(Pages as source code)

__________

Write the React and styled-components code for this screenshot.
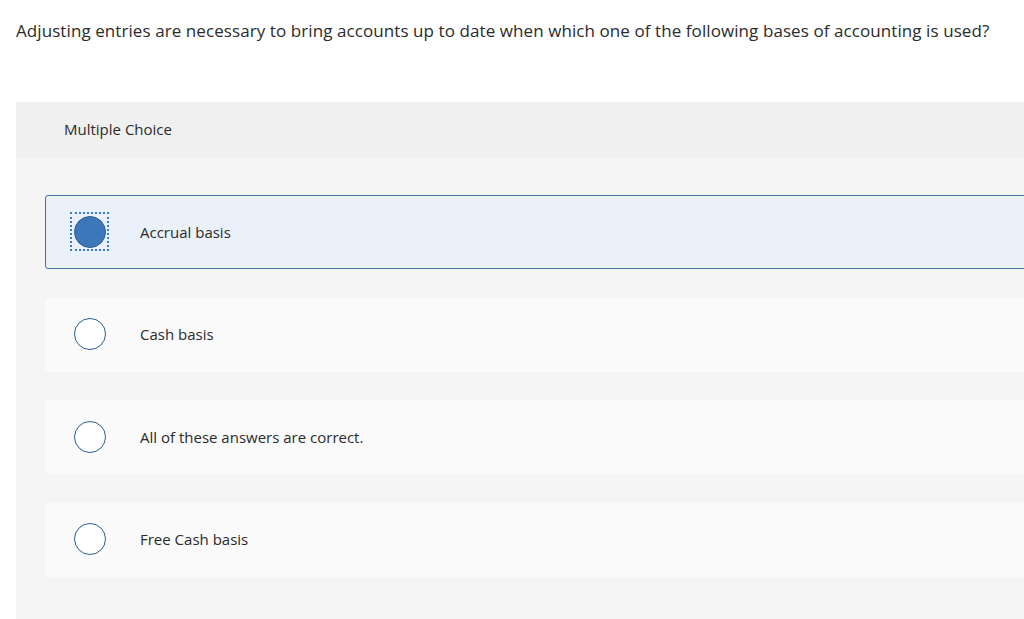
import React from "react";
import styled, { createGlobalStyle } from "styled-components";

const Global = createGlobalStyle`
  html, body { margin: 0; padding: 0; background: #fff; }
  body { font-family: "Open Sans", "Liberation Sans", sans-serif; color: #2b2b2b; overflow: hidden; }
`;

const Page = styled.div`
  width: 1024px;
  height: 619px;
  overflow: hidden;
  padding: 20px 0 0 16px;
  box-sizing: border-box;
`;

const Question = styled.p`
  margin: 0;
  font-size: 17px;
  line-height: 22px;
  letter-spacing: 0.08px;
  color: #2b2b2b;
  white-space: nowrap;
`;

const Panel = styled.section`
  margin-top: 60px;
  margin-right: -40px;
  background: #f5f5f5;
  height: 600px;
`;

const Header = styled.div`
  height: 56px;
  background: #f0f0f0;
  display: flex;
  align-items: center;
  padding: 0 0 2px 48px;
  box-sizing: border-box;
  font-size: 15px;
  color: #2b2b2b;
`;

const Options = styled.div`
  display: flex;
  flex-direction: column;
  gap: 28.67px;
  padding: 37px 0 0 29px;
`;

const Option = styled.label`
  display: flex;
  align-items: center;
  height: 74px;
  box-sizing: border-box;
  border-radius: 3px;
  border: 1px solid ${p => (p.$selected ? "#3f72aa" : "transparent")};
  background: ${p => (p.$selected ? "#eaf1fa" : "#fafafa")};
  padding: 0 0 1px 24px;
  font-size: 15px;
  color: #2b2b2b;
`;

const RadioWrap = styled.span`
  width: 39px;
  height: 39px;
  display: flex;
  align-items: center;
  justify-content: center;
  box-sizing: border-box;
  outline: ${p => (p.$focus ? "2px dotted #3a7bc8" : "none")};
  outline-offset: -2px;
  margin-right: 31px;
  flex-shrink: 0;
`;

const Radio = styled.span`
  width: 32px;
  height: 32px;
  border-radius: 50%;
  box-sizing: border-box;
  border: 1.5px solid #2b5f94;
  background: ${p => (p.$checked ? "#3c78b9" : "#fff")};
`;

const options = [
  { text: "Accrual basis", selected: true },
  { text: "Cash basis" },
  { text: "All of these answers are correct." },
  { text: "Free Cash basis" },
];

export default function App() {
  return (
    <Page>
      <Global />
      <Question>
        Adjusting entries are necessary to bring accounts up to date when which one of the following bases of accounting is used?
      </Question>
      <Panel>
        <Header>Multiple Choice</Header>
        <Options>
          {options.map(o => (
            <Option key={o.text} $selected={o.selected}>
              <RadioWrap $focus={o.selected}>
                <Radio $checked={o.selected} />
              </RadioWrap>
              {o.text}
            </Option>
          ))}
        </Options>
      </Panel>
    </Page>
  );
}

__________

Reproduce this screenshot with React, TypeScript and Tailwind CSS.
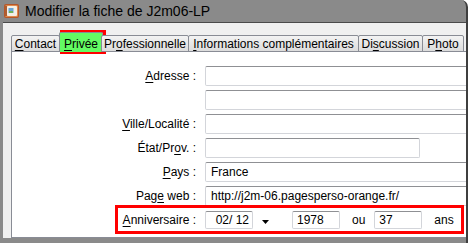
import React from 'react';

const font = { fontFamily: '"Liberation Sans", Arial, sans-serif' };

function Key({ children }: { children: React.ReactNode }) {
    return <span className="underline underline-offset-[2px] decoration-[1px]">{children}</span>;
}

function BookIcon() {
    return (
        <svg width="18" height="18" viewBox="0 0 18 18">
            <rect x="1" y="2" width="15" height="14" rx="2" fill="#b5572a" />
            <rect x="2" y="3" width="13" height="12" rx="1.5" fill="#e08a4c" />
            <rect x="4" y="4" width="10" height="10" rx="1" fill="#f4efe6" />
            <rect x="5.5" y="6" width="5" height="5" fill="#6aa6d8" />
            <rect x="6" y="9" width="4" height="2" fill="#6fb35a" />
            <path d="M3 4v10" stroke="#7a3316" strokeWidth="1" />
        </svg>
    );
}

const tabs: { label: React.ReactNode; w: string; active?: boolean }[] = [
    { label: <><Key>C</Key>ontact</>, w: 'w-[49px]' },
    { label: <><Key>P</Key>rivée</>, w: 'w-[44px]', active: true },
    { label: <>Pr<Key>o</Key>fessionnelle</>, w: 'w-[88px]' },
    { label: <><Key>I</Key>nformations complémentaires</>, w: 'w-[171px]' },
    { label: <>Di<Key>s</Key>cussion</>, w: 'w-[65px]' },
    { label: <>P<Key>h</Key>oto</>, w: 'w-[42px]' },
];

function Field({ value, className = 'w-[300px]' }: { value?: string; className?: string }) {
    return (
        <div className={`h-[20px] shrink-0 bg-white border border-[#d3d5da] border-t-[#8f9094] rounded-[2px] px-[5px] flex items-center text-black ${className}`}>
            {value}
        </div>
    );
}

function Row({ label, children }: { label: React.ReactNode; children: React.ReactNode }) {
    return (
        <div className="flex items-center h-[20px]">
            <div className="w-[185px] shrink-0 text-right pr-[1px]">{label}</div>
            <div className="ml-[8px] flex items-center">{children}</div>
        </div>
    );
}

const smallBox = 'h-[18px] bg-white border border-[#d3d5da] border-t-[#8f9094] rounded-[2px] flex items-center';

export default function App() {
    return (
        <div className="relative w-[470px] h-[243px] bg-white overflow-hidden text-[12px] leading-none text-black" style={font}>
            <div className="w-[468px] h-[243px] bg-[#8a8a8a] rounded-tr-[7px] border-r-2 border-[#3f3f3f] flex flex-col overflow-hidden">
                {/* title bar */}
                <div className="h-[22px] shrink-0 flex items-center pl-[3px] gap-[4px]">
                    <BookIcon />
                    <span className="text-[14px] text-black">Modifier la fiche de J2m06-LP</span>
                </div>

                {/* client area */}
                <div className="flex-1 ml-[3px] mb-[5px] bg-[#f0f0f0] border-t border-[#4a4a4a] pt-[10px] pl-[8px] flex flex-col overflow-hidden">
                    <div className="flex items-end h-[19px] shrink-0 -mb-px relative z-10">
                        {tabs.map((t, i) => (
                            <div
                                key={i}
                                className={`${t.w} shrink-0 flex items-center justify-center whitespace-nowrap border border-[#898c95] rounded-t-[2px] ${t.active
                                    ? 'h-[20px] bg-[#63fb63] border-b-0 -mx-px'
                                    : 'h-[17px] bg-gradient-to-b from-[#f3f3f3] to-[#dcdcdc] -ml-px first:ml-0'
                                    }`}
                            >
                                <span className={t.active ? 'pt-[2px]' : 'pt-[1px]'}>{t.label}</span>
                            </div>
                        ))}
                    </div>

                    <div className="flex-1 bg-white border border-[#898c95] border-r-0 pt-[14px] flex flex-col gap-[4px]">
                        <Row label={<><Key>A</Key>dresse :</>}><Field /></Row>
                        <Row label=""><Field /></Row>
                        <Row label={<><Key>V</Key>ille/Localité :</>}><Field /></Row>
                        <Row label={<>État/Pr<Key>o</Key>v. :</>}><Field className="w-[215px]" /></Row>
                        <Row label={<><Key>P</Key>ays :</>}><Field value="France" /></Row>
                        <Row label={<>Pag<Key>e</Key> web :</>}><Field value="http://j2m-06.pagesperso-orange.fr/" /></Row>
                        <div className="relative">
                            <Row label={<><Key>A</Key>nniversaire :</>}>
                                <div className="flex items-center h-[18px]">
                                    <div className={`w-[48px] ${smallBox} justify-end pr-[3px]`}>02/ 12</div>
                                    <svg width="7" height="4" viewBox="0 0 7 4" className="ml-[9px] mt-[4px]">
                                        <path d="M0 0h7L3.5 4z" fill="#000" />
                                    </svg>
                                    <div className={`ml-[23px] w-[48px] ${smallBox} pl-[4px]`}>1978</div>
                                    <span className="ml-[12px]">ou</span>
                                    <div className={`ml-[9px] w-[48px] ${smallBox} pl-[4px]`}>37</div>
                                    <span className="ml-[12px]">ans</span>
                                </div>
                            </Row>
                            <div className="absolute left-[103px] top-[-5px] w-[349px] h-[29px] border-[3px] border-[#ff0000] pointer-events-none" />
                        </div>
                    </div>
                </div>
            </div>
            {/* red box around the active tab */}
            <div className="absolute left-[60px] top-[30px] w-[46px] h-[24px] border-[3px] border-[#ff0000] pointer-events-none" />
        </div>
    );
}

__________

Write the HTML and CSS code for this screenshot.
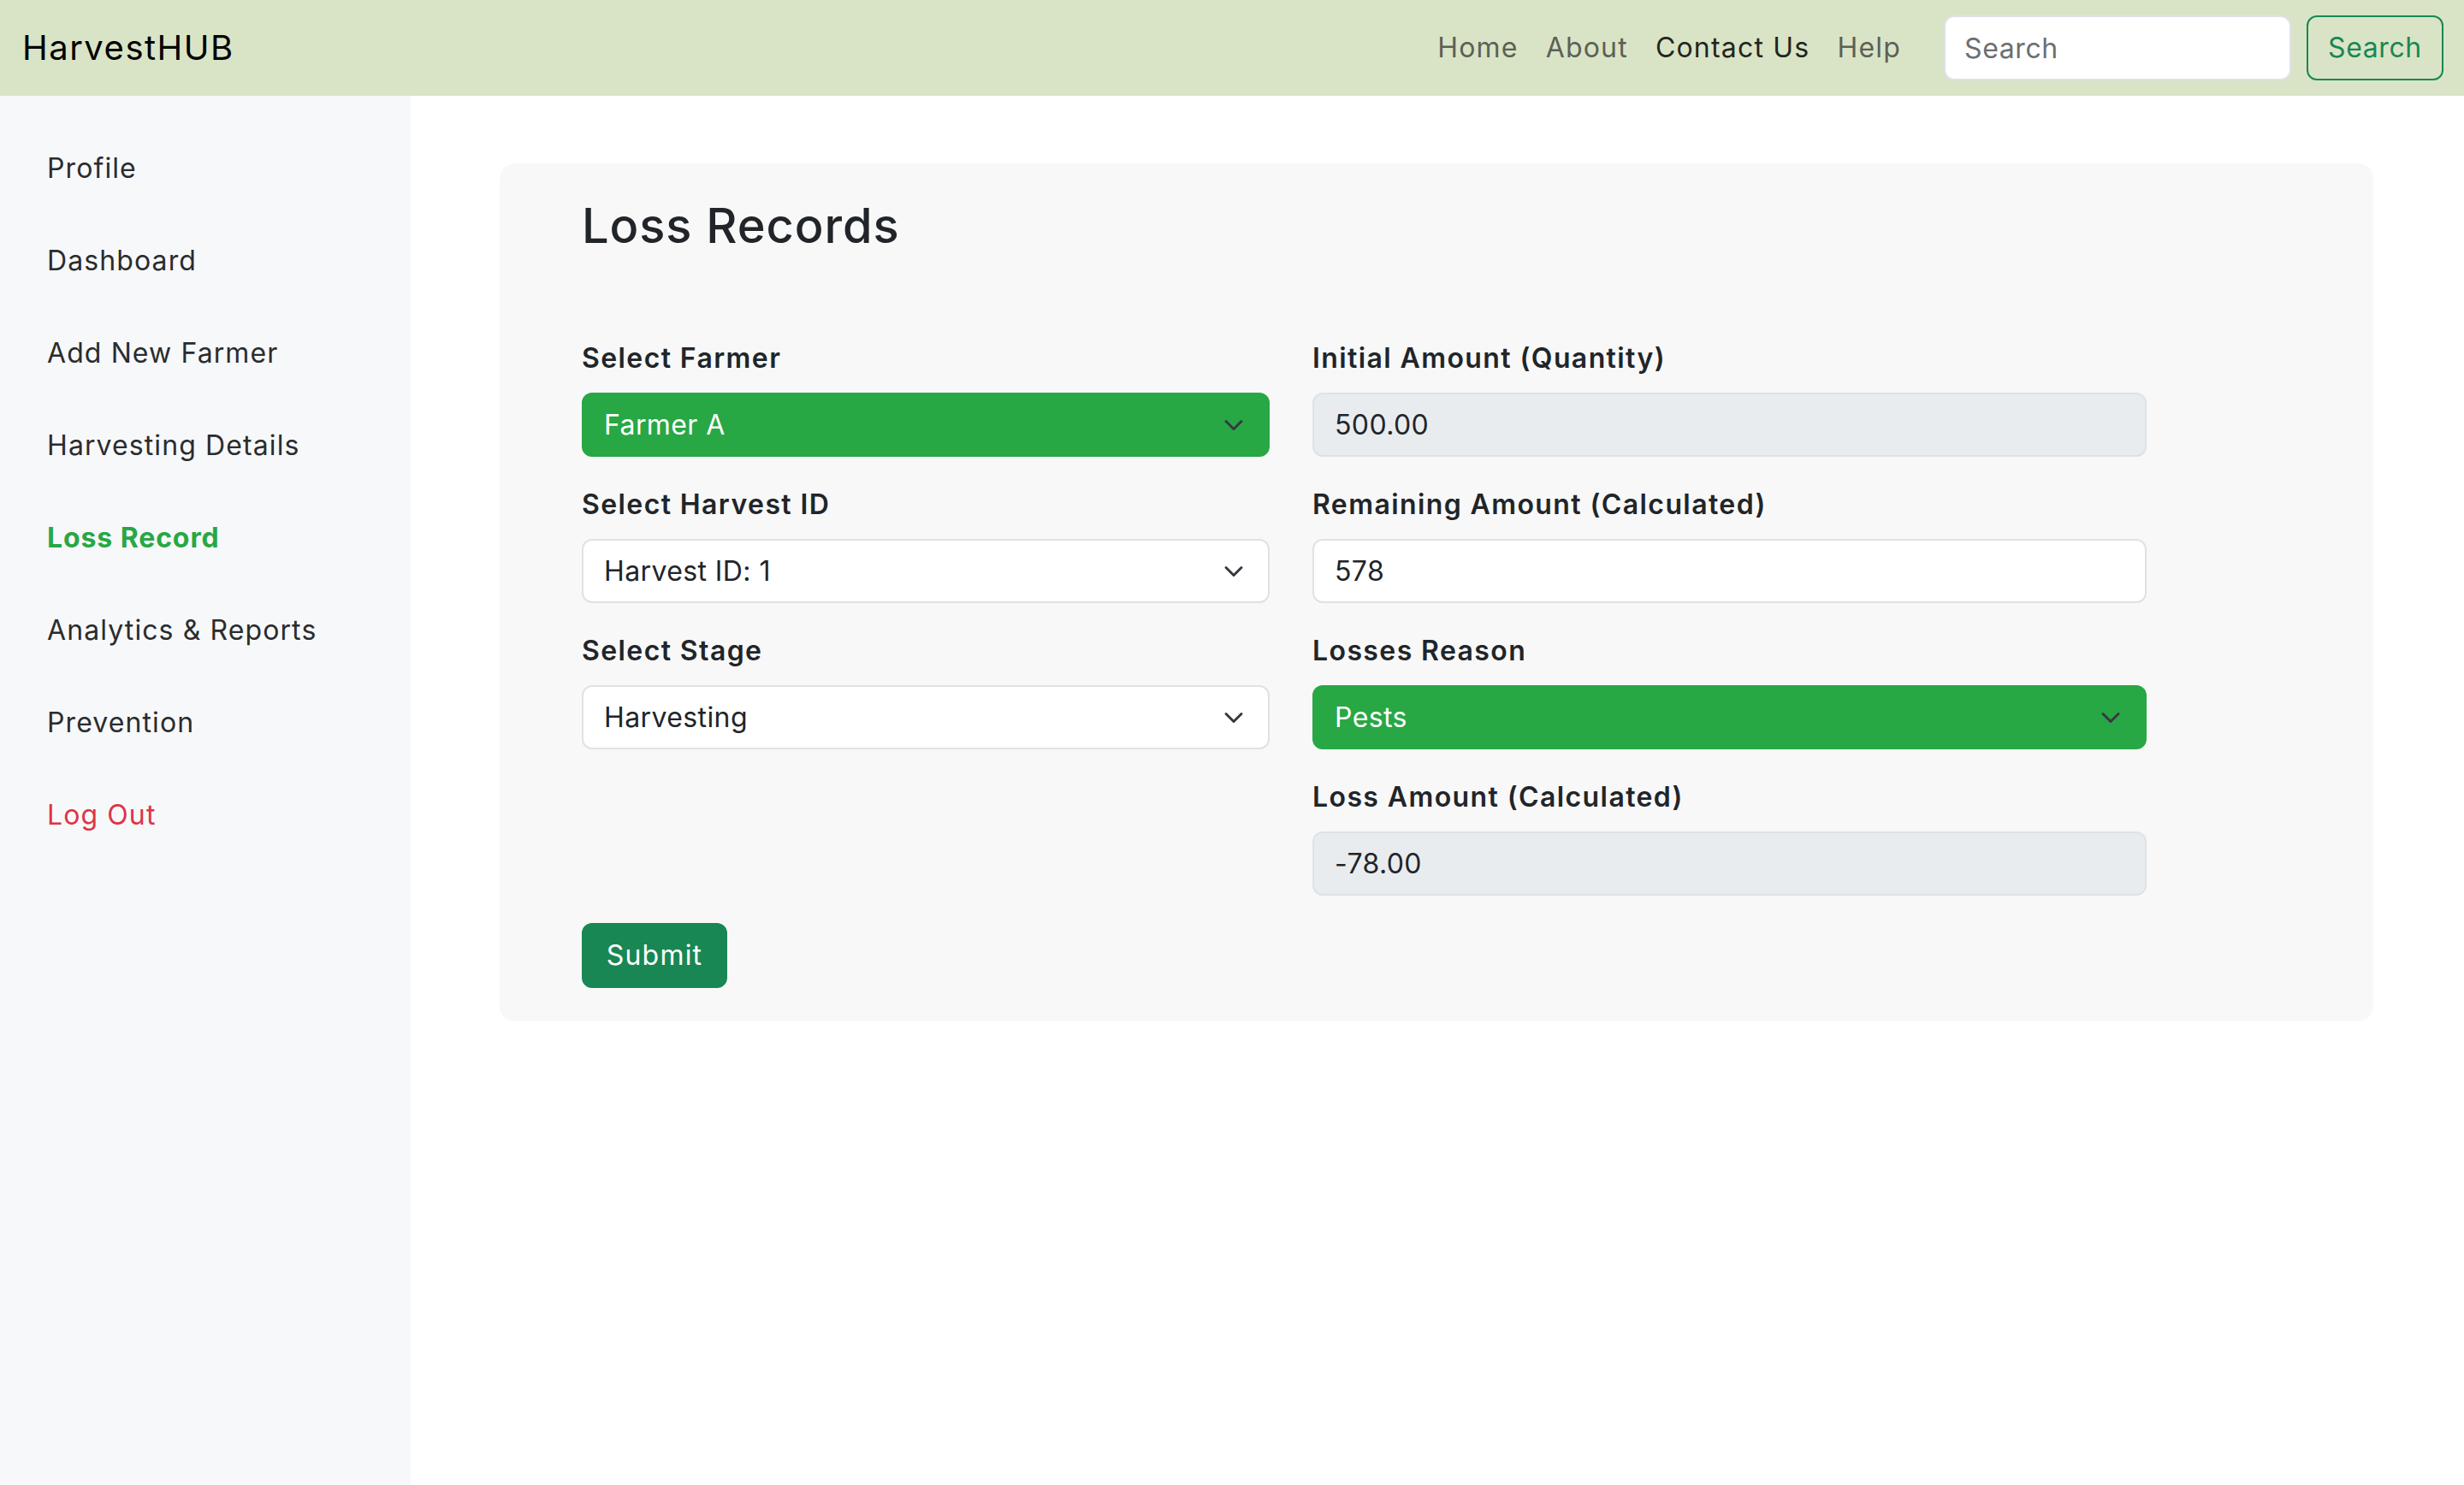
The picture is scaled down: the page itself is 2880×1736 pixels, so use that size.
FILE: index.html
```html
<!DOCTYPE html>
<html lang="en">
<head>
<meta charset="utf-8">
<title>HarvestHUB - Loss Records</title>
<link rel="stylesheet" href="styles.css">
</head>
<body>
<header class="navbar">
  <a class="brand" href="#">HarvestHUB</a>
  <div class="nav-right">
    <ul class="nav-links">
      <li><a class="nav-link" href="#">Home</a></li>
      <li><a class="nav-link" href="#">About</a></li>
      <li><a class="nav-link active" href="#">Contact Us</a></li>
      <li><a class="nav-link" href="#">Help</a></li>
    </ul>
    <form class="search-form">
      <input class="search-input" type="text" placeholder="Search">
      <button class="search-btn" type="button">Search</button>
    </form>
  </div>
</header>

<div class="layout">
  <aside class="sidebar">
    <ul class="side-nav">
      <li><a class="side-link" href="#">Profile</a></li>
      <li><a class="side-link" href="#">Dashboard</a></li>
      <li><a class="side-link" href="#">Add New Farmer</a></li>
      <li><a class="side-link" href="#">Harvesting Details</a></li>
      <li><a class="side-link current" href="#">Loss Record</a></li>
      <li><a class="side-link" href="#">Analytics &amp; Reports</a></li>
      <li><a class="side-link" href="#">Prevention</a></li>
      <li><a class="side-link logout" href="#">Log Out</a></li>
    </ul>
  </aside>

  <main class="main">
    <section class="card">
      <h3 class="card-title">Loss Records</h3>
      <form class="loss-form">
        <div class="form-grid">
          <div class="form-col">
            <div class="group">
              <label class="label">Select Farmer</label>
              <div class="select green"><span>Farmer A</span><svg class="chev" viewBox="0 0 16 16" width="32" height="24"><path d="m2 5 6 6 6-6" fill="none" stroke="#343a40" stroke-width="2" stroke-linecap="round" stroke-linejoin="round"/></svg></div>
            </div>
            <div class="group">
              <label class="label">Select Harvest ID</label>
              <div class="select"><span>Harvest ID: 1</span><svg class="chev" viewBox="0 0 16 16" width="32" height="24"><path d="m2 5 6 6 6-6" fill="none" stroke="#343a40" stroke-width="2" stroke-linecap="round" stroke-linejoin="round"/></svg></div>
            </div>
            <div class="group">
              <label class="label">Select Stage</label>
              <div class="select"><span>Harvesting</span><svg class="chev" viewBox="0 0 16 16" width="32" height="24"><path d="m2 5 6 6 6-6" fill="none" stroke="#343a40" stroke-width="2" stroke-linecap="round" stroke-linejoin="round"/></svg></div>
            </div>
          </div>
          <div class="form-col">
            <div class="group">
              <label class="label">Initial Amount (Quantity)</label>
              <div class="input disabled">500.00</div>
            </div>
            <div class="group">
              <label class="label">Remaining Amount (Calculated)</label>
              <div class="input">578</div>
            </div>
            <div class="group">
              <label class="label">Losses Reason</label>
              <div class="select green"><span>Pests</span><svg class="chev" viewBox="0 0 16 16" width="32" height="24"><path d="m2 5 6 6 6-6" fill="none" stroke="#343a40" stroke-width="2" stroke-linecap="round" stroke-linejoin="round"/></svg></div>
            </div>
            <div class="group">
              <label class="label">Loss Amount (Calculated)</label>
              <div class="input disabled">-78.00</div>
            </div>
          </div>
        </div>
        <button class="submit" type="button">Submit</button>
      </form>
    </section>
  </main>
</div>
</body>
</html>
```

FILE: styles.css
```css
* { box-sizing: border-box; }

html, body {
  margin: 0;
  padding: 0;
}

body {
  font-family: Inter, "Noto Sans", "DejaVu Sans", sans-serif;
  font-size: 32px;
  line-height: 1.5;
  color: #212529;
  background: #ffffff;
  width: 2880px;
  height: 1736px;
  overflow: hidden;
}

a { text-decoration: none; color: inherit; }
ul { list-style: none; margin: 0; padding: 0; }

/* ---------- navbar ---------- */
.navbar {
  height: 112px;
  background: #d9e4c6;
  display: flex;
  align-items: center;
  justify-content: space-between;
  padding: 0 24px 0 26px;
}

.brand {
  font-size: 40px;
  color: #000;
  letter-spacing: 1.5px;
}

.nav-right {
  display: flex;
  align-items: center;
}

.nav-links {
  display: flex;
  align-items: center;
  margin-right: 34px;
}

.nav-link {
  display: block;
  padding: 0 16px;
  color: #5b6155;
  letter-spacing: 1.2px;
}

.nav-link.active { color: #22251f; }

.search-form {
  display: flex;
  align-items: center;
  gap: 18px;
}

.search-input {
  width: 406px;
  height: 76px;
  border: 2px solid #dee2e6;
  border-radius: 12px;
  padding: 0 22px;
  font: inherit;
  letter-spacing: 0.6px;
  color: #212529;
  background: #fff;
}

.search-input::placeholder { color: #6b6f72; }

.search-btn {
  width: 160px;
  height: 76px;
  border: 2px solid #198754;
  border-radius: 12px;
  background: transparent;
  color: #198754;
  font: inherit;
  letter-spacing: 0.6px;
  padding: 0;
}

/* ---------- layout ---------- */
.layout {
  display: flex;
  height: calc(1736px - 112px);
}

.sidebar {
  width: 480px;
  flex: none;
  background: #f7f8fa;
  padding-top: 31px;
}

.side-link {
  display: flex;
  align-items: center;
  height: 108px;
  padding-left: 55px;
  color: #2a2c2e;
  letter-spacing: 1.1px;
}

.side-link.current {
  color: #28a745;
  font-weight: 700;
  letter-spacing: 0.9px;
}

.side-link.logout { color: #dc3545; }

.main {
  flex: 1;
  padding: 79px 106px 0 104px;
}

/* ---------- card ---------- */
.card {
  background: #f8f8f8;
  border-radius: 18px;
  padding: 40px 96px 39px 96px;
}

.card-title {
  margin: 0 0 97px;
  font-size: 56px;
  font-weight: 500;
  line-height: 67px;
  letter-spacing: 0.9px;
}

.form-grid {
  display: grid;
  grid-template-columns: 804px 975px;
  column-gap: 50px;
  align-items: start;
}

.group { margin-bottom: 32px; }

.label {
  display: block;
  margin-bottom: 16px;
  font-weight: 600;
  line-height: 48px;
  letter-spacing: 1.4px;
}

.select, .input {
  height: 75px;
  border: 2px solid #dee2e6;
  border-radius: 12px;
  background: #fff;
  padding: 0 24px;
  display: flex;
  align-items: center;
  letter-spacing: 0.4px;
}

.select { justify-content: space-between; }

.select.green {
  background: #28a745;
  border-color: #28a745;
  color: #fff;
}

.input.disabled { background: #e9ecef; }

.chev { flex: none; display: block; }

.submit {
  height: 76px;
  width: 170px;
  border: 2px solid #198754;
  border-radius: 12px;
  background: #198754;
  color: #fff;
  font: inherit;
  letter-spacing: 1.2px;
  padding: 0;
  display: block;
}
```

__________

Exercise description: Pull out every line of the entries that includes the word "Write".

Full answer:
Write the React and styled-components code for this screenshot.
Write the HTML and CSS code for this screenshot.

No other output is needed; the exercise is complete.